Good old Atlantis pops up again.

Let's wait to see what the outcome of this is. Seems like a lot of people have thought they found it, but later not have.
 
The researcher sounds just a little (OK, a lot) too sure of himself. I guess he's trying to reassure his financial backers. Personally, I don't think Atlantis will ever be found. How would they identify it, anyway? Not withstanding the researcher's references to Plato, I don't think Plato's description of Atlantis was so detailed as to help much with the identification of a city that's spent the last few thousand years under water.
 
gajinoz said:
Believe as much, or as little, of THIS as you like.

Zero!

"...histories tell of a mighty power which unprovoked made an expedition against the whole of Europe and Asia, and to which your city put an end. This power came forth out of the Atlantic Ocean, for in those days the Atlantic was navigable; and there was an island situated in front of the straits which are by you called the Pillars of Heracles; the island was larger than Libya and Asia put together..."
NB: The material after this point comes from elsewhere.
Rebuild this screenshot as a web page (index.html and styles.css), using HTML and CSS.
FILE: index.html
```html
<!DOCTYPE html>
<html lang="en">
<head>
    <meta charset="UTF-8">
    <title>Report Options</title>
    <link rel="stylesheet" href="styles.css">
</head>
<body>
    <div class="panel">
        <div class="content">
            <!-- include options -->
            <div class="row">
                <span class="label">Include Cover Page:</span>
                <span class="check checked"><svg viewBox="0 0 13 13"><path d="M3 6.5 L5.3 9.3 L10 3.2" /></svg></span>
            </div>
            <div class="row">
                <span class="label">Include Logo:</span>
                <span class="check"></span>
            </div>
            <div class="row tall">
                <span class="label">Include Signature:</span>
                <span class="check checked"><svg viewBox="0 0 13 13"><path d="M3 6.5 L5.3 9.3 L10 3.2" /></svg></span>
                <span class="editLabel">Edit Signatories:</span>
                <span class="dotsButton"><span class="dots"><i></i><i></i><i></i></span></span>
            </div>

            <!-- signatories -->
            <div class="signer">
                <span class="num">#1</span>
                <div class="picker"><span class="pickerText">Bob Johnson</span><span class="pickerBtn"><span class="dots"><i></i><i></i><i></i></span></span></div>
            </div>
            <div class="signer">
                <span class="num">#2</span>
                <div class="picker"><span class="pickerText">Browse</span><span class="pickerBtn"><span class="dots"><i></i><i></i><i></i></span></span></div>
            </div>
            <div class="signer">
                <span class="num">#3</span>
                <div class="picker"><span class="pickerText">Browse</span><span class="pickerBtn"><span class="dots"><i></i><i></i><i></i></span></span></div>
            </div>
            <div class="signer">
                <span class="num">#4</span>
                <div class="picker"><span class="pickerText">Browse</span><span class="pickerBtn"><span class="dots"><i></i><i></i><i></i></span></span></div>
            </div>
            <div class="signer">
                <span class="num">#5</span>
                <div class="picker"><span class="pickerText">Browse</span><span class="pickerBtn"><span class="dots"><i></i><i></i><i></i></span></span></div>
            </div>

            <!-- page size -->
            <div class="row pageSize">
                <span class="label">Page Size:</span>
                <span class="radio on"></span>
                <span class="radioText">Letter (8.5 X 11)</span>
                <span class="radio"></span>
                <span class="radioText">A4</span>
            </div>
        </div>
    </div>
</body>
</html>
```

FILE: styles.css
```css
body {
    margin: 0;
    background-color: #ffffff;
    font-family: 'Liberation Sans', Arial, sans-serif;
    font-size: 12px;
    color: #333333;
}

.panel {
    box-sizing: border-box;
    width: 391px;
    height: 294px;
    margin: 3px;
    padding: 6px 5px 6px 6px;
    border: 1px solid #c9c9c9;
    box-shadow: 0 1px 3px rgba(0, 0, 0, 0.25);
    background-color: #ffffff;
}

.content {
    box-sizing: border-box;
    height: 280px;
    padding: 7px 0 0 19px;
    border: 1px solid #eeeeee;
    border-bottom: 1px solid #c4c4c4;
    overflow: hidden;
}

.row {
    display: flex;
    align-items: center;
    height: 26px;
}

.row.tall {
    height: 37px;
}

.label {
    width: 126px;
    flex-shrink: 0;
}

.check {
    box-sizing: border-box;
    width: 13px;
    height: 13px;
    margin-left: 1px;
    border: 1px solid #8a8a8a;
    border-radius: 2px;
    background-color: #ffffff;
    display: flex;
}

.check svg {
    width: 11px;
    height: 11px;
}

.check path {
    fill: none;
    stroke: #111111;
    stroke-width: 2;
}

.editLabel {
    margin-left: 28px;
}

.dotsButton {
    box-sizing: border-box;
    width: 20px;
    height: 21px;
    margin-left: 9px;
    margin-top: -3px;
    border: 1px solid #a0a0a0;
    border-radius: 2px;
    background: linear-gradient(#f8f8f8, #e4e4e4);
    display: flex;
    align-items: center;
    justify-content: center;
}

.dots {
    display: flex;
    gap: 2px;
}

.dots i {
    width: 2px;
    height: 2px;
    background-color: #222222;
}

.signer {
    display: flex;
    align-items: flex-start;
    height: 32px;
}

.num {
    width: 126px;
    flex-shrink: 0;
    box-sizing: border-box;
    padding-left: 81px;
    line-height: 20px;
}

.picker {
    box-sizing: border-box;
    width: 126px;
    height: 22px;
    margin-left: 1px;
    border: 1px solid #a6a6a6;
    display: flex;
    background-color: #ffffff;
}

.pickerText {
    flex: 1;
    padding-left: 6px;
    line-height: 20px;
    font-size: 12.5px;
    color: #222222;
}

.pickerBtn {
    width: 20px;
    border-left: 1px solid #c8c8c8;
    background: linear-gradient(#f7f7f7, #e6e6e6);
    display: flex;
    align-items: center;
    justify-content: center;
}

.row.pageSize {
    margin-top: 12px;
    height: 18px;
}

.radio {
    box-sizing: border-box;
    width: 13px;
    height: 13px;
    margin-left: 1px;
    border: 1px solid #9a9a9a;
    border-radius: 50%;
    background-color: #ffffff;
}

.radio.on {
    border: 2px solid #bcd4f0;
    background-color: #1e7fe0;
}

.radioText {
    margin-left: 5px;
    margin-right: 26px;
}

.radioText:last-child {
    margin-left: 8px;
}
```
http://classics.mit.edu/Plato/timaeus.html

Atlantis never existed. Plato wrote two books, the Timaeus and the Critias. In those books - talking about a time 9,000 years in his past - he invented the island of Atlantis to use as a moral example of what happens to a country when its people go bad.

Atlantis is as real as Barsoom or Bizarro world. It has been found in the Mediterranean, the Atlantic, in Cuba, off the coast of Devon...

maximus otter
 
maximus otter said:
Atlantis is as real as Barsoom or Bizarro world. It has been found in the Mediterranean, the Atlantic, in Cuba, off the coast of Devon...

maximus otter
Barsoom is not real ???

Damn, there goes another of my boyhood dreams of nights with the princess ..... :(

Edgar Rice B., you have a lot to answer for!
 
It's real, all right. Why do you think there have been so many Mars spaceship glitches? Even now, the rovers are being fed photoshopped images by the Oldest Highest Martians.
 
Esav Benyamin said:
It's real, all right. Why do you think there have been so many Mars spaceship glitches? Even now, the rovers are being fed photoshopped images by the Oldest Highest Martians.
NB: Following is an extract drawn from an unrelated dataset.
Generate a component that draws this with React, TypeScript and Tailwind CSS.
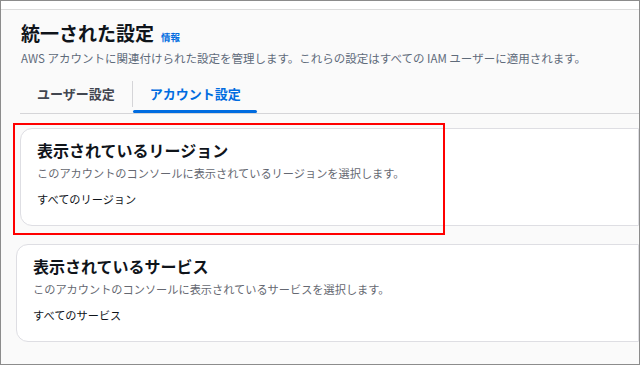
import React from 'react'

const font = { fontFamily: '"Noto Sans CJK JP", "Noto Sans", sans-serif' }

const SettingCard = ({ title, desc, value, className }: { title: string; desc: string; value: string; className: string }) => (
  <div className={`h-[98px] bg-white border border-[#dedee3] rounded-l-[12px] pl-[16px] pt-[11px] ${className}`}>
    <h3 className="text-[16px] leading-[20px] font-bold text-[#0f141a]">{title}</h3>
    <p className="mt-[6px] text-[11.2px] leading-[14px] text-[#656871]">{desc}</p>
    <p className="mt-[12px] text-[11.2px] leading-[14px] text-[#0f141a]">{value}</p>
  </div>
)

export default function App() {
  return (
    <div style={font} className="relative w-[640px] h-[365px] overflow-hidden border border-[#8c8c8c] bg-[#fafafa]">
      <div className="h-[9px] bg-white border-b border-[#dcdcdc]" />

      <div className="pl-[19px] pt-[11px]">
        <div className="flex items-baseline gap-[7px] pl-[1px]">
          <h1 className="text-[19px] leading-[24px] font-bold text-[#0f141a]">統一された設定</h1>
          <span className="text-[9.5px] font-bold text-[#006ce0]">情報</span>
        </div>
        <p className="mt-[5px] pl-[1px] text-[11.5px] leading-[16px] text-[#5f6b7a]">
          AWS アカウントに関連付けられた設定を管理します。これらの設定はすべての IAM ユーザーに適用されます。
        </p>

        <div className="mt-[16px] flex border-b border-[#d5d5d8]">
          <div className="h-[31px] pl-[17px] pr-[17px] flex items-start pt-[2px] text-[13px] font-bold text-[#424650]">
            ユーザー設定
          </div>
          <div className="w-px h-[26px] bg-[#d5d5d8] mt-[-1px]" />
          <div className="relative h-[31px] pl-[17px] pr-[16px] flex items-start pt-[2px] text-[13px] font-bold text-[#006ce0]">
            アカウント設定
            <span className="absolute left-0 right-0 bottom-[0px] h-[3px] rounded-full bg-[#006ce0]" />
          </div>
        </div>
      </div>

      <div className="mt-[14px] flex flex-col gap-[18px]">
        <SettingCard
          className="ml-[19px]"
          title="表示されているリージョン"
          desc="このアカウントのコンソールに表示されているリージョンを選択します。"
          value="すべてのリージョン"
        />
        <SettingCard
          className="ml-[15px]"
          title="表示されているサービス"
          desc="このアカウントのコンソールに表示されているサービスを選択します。"
          value="すべてのサービス"
        />
      </div>

      <div className="absolute left-[12px] top-[122px] w-[432px] h-[112px] border-2 border-[#ff0000] pointer-events-none" />
    </div>
  )
}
Shh! The Illuminati and the Bilderberg Group are using Carnivore to monitor our transmissions. I'd use radio, but they've got Echelon. Knackers! Black helicopters!
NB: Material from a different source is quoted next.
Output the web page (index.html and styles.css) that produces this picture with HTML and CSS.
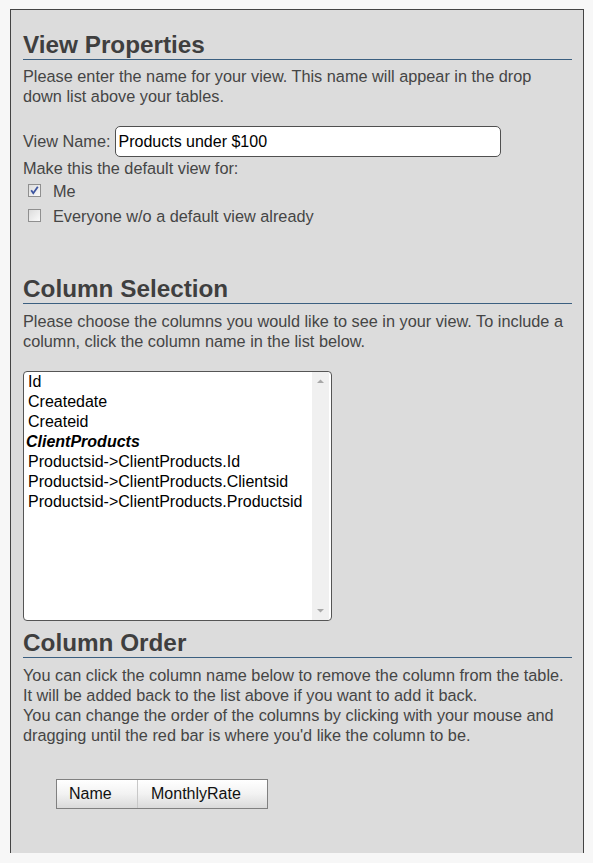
FILE: index.html
```html
<!DOCTYPE html>
<html>
<head>
<meta charset="utf-8">
<link rel="stylesheet" href="styles.css">
</head>
<body>
<div class="panel">
  <h2 class="heading first">View Properties</h2>
  <p class="text intro">Please enter the name for your view. This name will appear in the drop down list above your tables.</p>
  <div class="name-row">
    <span class="label">View Name:</span>
    <div class="input">Products under $100</div>
  </div>
  <div class="text line">Make this the default view for:</div>
  <div class="check-row">
    <span class="checkbox checked"><svg viewBox="0 0 13 13" width="13" height="13"><path d="M3.2 6.2 L5.3 9.2 L9.8 2.8" fill="none" stroke="#3d55a0" stroke-width="1.8"/></svg></span>
    <span class="text">Me</span>
  </div>
  <div class="check-row">
    <span class="checkbox"></span>
    <span class="text">Everyone w/o a default view already</span>
  </div>

  <h2 class="heading second">Column Selection</h2>
  <p class="text">Please choose the columns you would like to see in your view. To include a column, click the column name in the list below.</p>
  <div class="listbox">
    <div class="options">
      <div class="opt">Id</div>
      <div class="opt">Createdate</div>
      <div class="opt">Createid</div>
      <div class="opt group">ClientProducts</div>
      <div class="opt">Productsid-&gt;ClientProducts.Id</div>
      <div class="opt">Productsid-&gt;ClientProducts.Clientsid</div>
      <div class="opt">Productsid-&gt;ClientProducts.Productsid</div>
    </div>
    <div class="scrollbar">
      <svg class="arrow" viewBox="0 0 17 17" width="17" height="17"><path d="M5 10 L8.5 6.5 L12 10 Z" fill="#a8a8a8"/></svg>
      <svg class="arrow" viewBox="0 0 17 17" width="17" height="17"><path d="M5 7 L8.5 10.5 L12 7 Z" fill="#a8a8a8"/></svg>
    </div>
  </div>

  <h2 class="heading third">Column Order</h2>
  <p class="text">You can click the column name below to remove the column from the table.<br>It will be added back to the list above if you want to add it back.<br>You can change the order of the columns by clicking with your mouse and dragging until the red bar is where you'd like the column to be.</p>
  <div class="order">
    <div class="col c1">Name</div>
    <div class="col c2">MonthlyRate</div>
  </div>
</div>
</body>
</html>
```
FILE: styles.css
```css
html, body {
  margin: 0;
  padding: 0;
  background: #f7f7f7;
  height: 863px;
  overflow: hidden;
}
body {
  font-family: "Liberation Sans", Arial, sans-serif;
  color: #454545;
}
.panel {
  margin: 9px 0 0 10px;
  width: 574px;
  height: 844px;
  box-sizing: border-box;
  border: 1px solid #444;
  border-bottom: none;
  background: #dcdcdc;
  padding: 0 11px 0 12px;
}
.heading {
  margin: 0;
  font-size: 24.3px;
  line-height: 27px;
  font-weight: bold;
  color: #3f3f3f;
  border-bottom: 1px solid #3b5f80;
  padding-bottom: 1px;
}
.heading.first { margin-top: 21px; }
.heading.second { margin-top: 47px; }
.heading.third { margin-top: 8px; }
.text {
  font-size: 16.3px;
  line-height: 20px;
}
p.text {
  margin: 7px 0 0 0;
}
p.text.intro {
  margin-top: 6px;
}
.name-row {
  margin-top: 20px;
  display: flex;
  align-items: center;
  gap: 5px;
}
.label {
  font-size: 16.3px;
}
.input {
  width: 386px;
  height: 31px;
  box-sizing: border-box;
  border: 1px solid #505050;
  border-radius: 5px;
  background: #fff;
  color: #000;
  font-size: 16px;
  line-height: 29px;
  padding-left: 2px;
}
.line {
  margin-top: 1px;
}
.check-row {
  display: flex;
  align-items: center;
  height: 25px;
  padding-left: 5px;
  gap: 12px;
}
.check-row:first-of-type { margin-top: 1px; }
.checkbox {
  width: 13px;
  height: 13px;
  box-sizing: border-box;
  border: 1px solid #8f8f8f;
  background: linear-gradient(135deg, #dcdcdc, #fafafa);
  display: flex;
}
.checkbox svg { margin: -1px; }
.listbox {
  margin-top: 20px;
  width: 309px;
  height: 250px;
  box-sizing: border-box;
  border: 1px solid #555;
  border-radius: 4px;
  background: #fff;
  display: flex;
  justify-content: space-between;
  overflow: hidden;
}
.options {
  padding-left: 4px;
  color: #000;
  font-size: 16px;
  line-height: 20px;
}
.opt.group {
  font-weight: bold;
  font-style: italic;
  margin-left: -2px;
}
.scrollbar {
  width: 17px;
  margin-right: 2px;
  background: #f0f0f0;
  display: flex;
  flex-direction: column;
  justify-content: space-between;
  padding: 1px 0;
}
.order {
  margin: 34px 0 0 33px;
  display: flex;
  width: 212px;
  height: 30px;
  box-sizing: border-box;
  border: 1px solid #808080;
  background: linear-gradient(#ffffff, #f2f2f2 50%, #dadada);
  color: #111;
  font-size: 16px;
  line-height: 28px;
}
.col.c1 {
  width: 81px;
  padding-left: 12px;
  box-sizing: border-box;
  border-right: 1px solid #c8c8c8;
}
.col.c2 {
  padding-left: 13px;
}
```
White noise.............................

maximus otter
 
homers illiad was often put to fiction even though he documented it years after Troys fall (well the one he mentioned) and Heinrich Schliemann successfully used those texts to discover Troy...

...I dont believe for a second that Atlantis was a fiction made up by Plato to get a moral across. And I hope archaeologists searching dont listen to people who are so quick to discount the texts of Plato, fact is theres more proof of the existence of Atlantis then there is proof of "God". I'll keep it at that, everyone can make there own mind up but like the example I gave of Heinrich Schliemann, he was heavily criticised by others in the field that discounted Troy as a myth, he is now remember as the man who found Troy (even though his impetuous nature did alot of damage to the site)...
 
There is some speculation among anthropologist types that Plato might have used the actual destruction of Minoan Crete as a basis for his story.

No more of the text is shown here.